The time required to sync playback on the VLBA hardware correlator is empirically about 8, 13, and 25 seconds for speedup factors 1, 2 and 4 respectively (ie, about 8 seconds in correlator wall clock time). These times were determined for tape. For some time, disks (Mark5a) were slower by about 10 seconds, but a quick check in Dec. 2007 suggests that the times are now about the same for disk. The sync time for disk at JIVE, Bonn, Haystack and USNO is around 1 second or less and can be ignored. It is expected that the software correlator being developed for the VLBA (expected in 2008) and other instruments will not have a delayed sync, at which time attempts to adjust the recording start time relative to the scan start time can be abandoned.
The extreme, and often useful, case of a pre-start is to not stop recording between scans. This is especially useful if you have many short scans with short intervals between them, such as when phase referencing. MINPAUSE sets the smallest gap between scans for which the recording will be stopped. If the gap is smaller, the recorder will be left running. MINPAUSE is in units of playback time, so it is multiplied by the speed up factor to get the effect at record time.
PRESTART is applied before MINPAUSE. First the recording start time is shifted earlier, then the interval from the last stop time is examined to determine if the recording should be left running. The defaults of PRESTART=0, MINPAUSE=10 should be ok in most situations. Users should not need to worry about these parameters most of the time. The offset of the recording start time from the scan start time can be displayed in the summary file by adding PTSTART to the arguments of SUMITEM. The recording start time is also available in the sch. files.

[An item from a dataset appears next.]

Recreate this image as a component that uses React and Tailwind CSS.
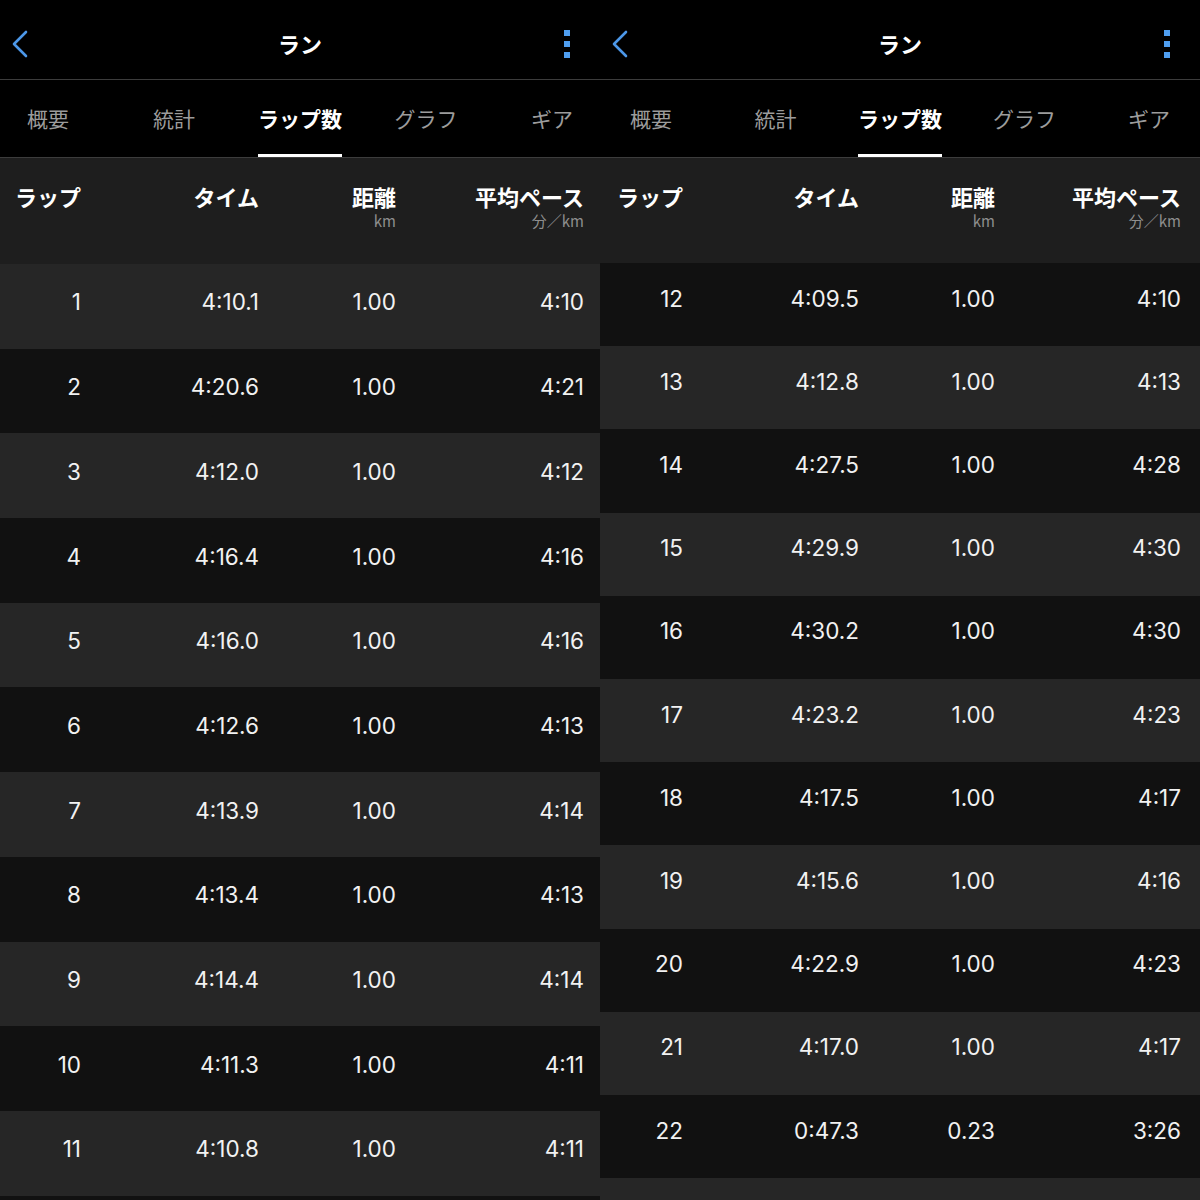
import React from "react";

const LEFT = [
  ["1", "4:10.1", "1.00", "4:10"],
  ["2", "4:20.6", "1.00", "4:21"],
  ["3", "4:12.0", "1.00", "4:12"],
  ["4", "4:16.4", "1.00", "4:16"],
  ["5", "4:16.0", "1.00", "4:16"],
  ["6", "4:12.6", "1.00", "4:13"],
  ["7", "4:13.9", "1.00", "4:14"],
  ["8", "4:13.4", "1.00", "4:13"],
  ["9", "4:14.4", "1.00", "4:14"],
  ["10", "4:11.3", "1.00", "4:11"],
  ["11", "4:10.8", "1.00", "4:11"],
];

const RIGHT = [
  ["12", "4:09.5", "1.00", "4:10"],
  ["13", "4:12.8", "1.00", "4:13"],
  ["14", "4:27.5", "1.00", "4:28"],
  ["15", "4:29.9", "1.00", "4:30"],
  ["16", "4:30.2", "1.00", "4:30"],
  ["17", "4:23.2", "1.00", "4:23"],
  ["18", "4:17.5", "1.00", "4:17"],
  ["19", "4:15.6", "1.00", "4:16"],
  ["20", "4:22.9", "1.00", "4:23"],
  ["21", "4:17.0", "1.00", "4:17"],
  ["22", "0:47.3", "0.23", "3:26"],
];

const TABS = ["概要", "統計", "ラップ数", "グラフ", "ギア"];

const jp = { fontFamily: '"Noto Sans CJK JP", "Noto Sans", sans-serif' };
const num = { fontFamily: 'Inter, "Noto Sans", sans-serif' };

function TopBar() {
  return (
    <div className="grid h-[79px] shrink-0 grid-cols-[1fr_auto_1fr] items-center bg-black pt-[8px]">
      <div className="pl-[11px]">
        <svg width="18" height="30" viewBox="0 0 18 30" fill="none">
          <path d="M15 3 L3 15 L15 27" stroke="#4c97e8" strokeWidth="2.6" strokeLinecap="round" strokeLinejoin="round" />
        </svg>
      </div>
      <div className="text-[22px] font-bold text-white" style={jp}>
        ラン
      </div>
      <div className="flex justify-end pr-[30px]">
        <div className="flex flex-col gap-[5px]">
          <div className="h-[6px] w-[6px] bg-[#4f9ef0]" />
          <div className="h-[6px] w-[6px] bg-[#4f9ef0]" />
          <div className="h-[6px] w-[6px] bg-[#4f9ef0]" />
        </div>
      </div>
    </div>
  );
}

function Tabs({ tabW }) {
  return (
    <div className="flex h-[77px] shrink-0 justify-center overflow-hidden bg-black" style={jp}>
      {TABS.map((t, i) => (
        <div key={t} className={`flex h-full shrink-0 justify-center ${tabW}`}>
          <div className="flex h-full flex-col">
            <div
              className={`flex flex-1 items-center pt-[4px] text-[21px] ${
                i === 2 ? "font-bold text-white" : "text-[#9c9c9c]"
              }`}
            >
              {t}
            </div>
            <div className={`h-[3px] ${i === 2 ? "bg-white" : "bg-transparent"}`} />
          </div>
        </div>
      ))}
    </div>
  );
}

function HeaderRow({ cols, h }) {
  return (
    <div className={`grid shrink-0 bg-[#1e1e1e] pt-[27px] ${cols} ${h}`} style={jp}>
      <div className="text-right text-[22px] font-bold leading-[22px] text-white">ラップ</div>
      <div className="text-right text-[22px] font-bold leading-[22px] text-white">タイム</div>
      <div className="text-right">
        <div className="text-[22px] font-bold leading-[22px] text-white">距離</div>
        <div className="mt-[5px] text-[15px] leading-[17px] text-[#8e8e8e]">km</div>
      </div>
      <div className="text-right">
        <div className="text-[22px] font-bold leading-[22px] text-white">平均ペース</div>
        <div className="mt-[5px] text-[15px] leading-[17px] text-[#8e8e8e]">分／km</div>
      </div>
    </div>
  );
}

function Panel({ rows, cols, tabW, headH, rowH, firstDark, pad }) {
  const all = [...rows, null];
  return (
    <div className="flex h-[1200px] w-[600px] shrink-0 flex-col overflow-hidden bg-black">
      <TopBar />
      <div className="h-[1px] shrink-0 bg-[#3c3c3c]" />
      <Tabs tabW={tabW} />
      <div className="h-[1px] shrink-0 bg-[#3c3c3c]" />
      <HeaderRow cols={cols} h={headH} />
      {all.map((r, i) => {
        const dark = firstDark ? i % 2 === 0 : i % 2 === 1;
        return (
          <div
            key={i}
            className={`grid shrink-0 items-center text-[22.5px] text-[#f2f2f2] ${cols} ${rowH} ${pad} ${
              dark ? "bg-[#111111]" : "bg-[#262626]"
            }`}
            style={num}
          >
            {r &&
              r.map((c, j) => (
                <div key={j} className="text-right">
                  {c}
                </div>
              ))}
          </div>
        );
      })}
    </div>
  );
}

export default function App() {
  return (
    <div className="flex h-[1200px] w-[1200px] overflow-hidden bg-black">
      <Panel
        rows={LEFT}
        cols="grid-cols-[81px_178px_137px_188px]"
        tabW="w-[126px]"
        headH="h-[106px]"
        rowH="h-[84.7px]"
        firstDark={false}
        pad="pb-[8px]"
      />
      <Panel
        rows={RIGHT}
        cols="grid-cols-[83px_176px_136px_186px]"
        tabW="w-[124.5px]"
        headH="h-[105px]"
        rowH="h-[83.2px]"
        firstDark={true}
        pad="pb-[12px]"
      />
    </div>
  );
}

A factor to consider when planning scan times is formatter reconfigurations. These happen when the internal switching and setup of the formatter at the station has to be changed. Such changes happen when any of a number of parameters, including the number of channels, the sample rate, the BBC assignments, the BBC sidebands, and the pulse cal detector setup, are modified. A formatter reconfiguration takes about 8 seconds on the VLBA and during that time the formatter is not sending valid time codes to the recorder. If this happens during recording, it knocks the correlator out of sync for both the duration of the reconfigure plus the time to resync. In practice, it also seems to confuse the VLBA correlator somehow for maybe one or two stations and they can take over a minute to resync. It is best to avoid reconfigurations if possible. In the rare cases where that is not possible, try to provide a gap between scans of sufficient length to do the reconfiguration. The formatter configuration requested during a gap is the same as that during the following scan, so this only requires using the GAP command (or any other mechanism for having one scan start a while after another ends). Common reasons that reconfigurations occur in schedules are changes in the sample rate, changes in the BBC sideband (remember for net upper sideband, the 20cm and 13cm systems on the VLBA use lower sideband at the BBC), and changes in the kHz part of the frequency which changes the pcal detector frequency (changes in the MHz part will not change the pcal setup and will not trigger a reconfigure).
Concerns about reconfigurations will likely change when the digital backends under development in 2008 are deployed.
The date specification for a scan is for the scan stop time, regardless of how the scan times are specified. If there is a scan that crosses midnight, this can cause some confusion, especially if it is the first scan of the experiment and the date is being specified along with START. If a schedule crosses a day boundary and START or STOP times are being specified, the new day should be specified. However, if midnight is crossed during any form of duration scheduling, the day will be incremented automatically.
All scans for a given station must be specified in time order. However, it is not necessary for scans for different stations to be in time order. This allows, for example, for the scans for one antenna to be specified separately from the scans for another antenna. While this works, it is not recommended bacause SCHED does not try to identify scans that can be correlated together. Anything that depends on knowing what the whole array is doing is likely to fail. Dwell time scheduling is one such item because SCHED must know how long the slews are for all antennas in a scan. Plotting of u-v coverage is another because SCHED only plots u-v points for baselines between antennas in the same scan. The estimates of data volumes and rates from the correlator, given in the summary file, are yet another because they depend on counts of baselines. Finally, any VEX file produced in such a way is likely to cause problems at a correlator that depends on it (not the VLBA correlator).
SCHED allows sidereal time scheduling by means of the LST parameter. For VLBI, the concept of LST needs a bit more specification since it is different for each element of the array. LST can take an argument which is the station whose LST is to be used. If there is no argument, that station is assumed to be the VLA since LST scheduling was most commonly used for VLA schedules when the capability was first added to SCHED. Now that dynamic scheduling is being used on the VLBA, many users will want to set LST=VLBA_PT to conform to the style of scheduling requested for such projects.
If LST is specified, there are two ways to set the date. With the original method, the year and month are ignored and the day is assumed to be the (modified?) julian sidereal day number. One way to determine what this number is to find a VLA schedule and read it off the side. Another is to make a dummy run of SCHED with the VLA as a station and look at the fifth line in the exptobs.y file where the day is specified as the ``Observation day''. For comparison, LST day 56789 was 1995 Dec. 12. Of course the LST day increments at a slightly different rate that the UT day. The second method is to specify the UT day in the usual manner. SCHED will attempt to figure out the LST day number, taking into account the fact that 0 hours LST is sometime in the middle of the UT day. It will also check if your start time is in the approximately 3.9 minutes where the result is ambiguous (LST days are shorter than UT days) and request specification of the LST day number -- giving you the options.
If sidereal time scheduling is requested, most times and durations are assumed to be in sidereal units. Some exceptions are PRESCAN and MINPAUSE.
It is a very good idea, when using LST scheduling, to check the final output schedules, which are all in UT, to be sure that they are for the right day.